Menurutnya, biasanya individu yang memposisikan dirinya sebagai korban adalah, "individu yang tidak memiliki kesadaran dalam dirinya untuk bertanggung jawab menyelesaikan persoalan yang ia hadapi tanpa menyalahkan orang lain atas situasi yang terjadi."
Tunggu dulu, jangan "baperan" dan langsung menganggap penulis menuduh AHY sebagai orang yang suka playing victim. Lagipula ini hanyalah pernyataan dari Moeldoko yang meminta agara AHY jangan "baperan."
Tapi, jika benar demikian, apakah lantas AHY bisa masuk dalam kategori gangguan mental psikologi? Tidak sesederhana itu, Sobat!
AHY adalah politikus kelas kakap. Terlepas dari usianya yang masih tergolong muda, ia bukanlah praktisi kacang-kacangan. Sejarah panjang keluarganya di bidang politik dan posisinya sebagai ketua umum PD telah membuktikannya.
Playing Victim atau "politik baperan" juga dikenal sebagai salah satu strategi politik ampuh. Dalam peperangan, strategi politik bisa menjadi senjata yang lebih mematikan dibandingkan peluru hingga rudal pemburu.
Bahkan strategi ini juga tertera dalam teori "The Art of War," besutan salah satu ahli strategi perang Tiongkok Kuno, Sun Tzu. Dalam naskah 36 strategi perang yang dibesutnya berabad-abad yang lalu, strategi "politik baperan," berada pada nomor 34, dengan isi;
"Lukai diri sendiri untuk mendapatkan kepercayaan musuh. Masuk pada jebakan dan jadilah umpan. Berpura-pura terluka akan mengakibatkan dua kemungkinan."

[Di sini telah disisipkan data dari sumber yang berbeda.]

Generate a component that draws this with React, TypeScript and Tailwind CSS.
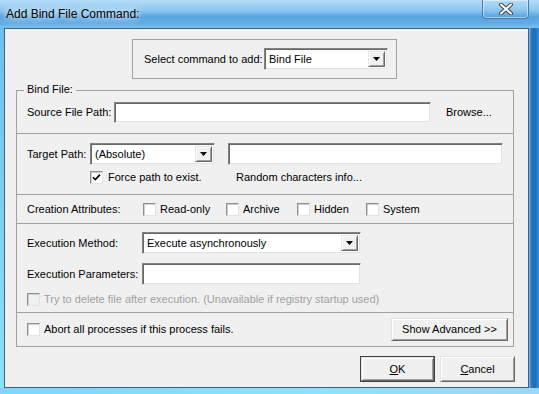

Kemungkinan pertama, musuh akan menjadi santai karena tidak menganggap Anda sebagai ancaman serius. Dengan kondisi "lemah," musuh pun akan lengah. Di situlah saat yang tepat untuk menyerang balik.
Yang kedua adalah jalan mendapatkan posisi kuat untuk mendapatkan dukungan moral atau pembenaran terhadap serangan. Dengan demikian, kekuatan serangan akan bertambah.
Strategi ini telah banyak digunakan dalam kancah politik Indonesia dan dunia. Salah satu yang paling ampuh adalah yang dilakukan oleh Amerika Serikat.
Kejadian Pearl Harbour yang dibom habis-habisan oleh tentara kekaisaran Jepang pada tahun 1941, telah memantapkan langkah Amerika untuk masuk terlibat dalam Perang Dunia II. Menjadi "korban" dalam serangan, seolah-olah menjustifikasi langkah AS dalam melakukan kejahatan manusia terbesar dalam sejarah, yaitu menjatuhkan bom atom di Hiroshima dan Nagasaki pada tahun 1945.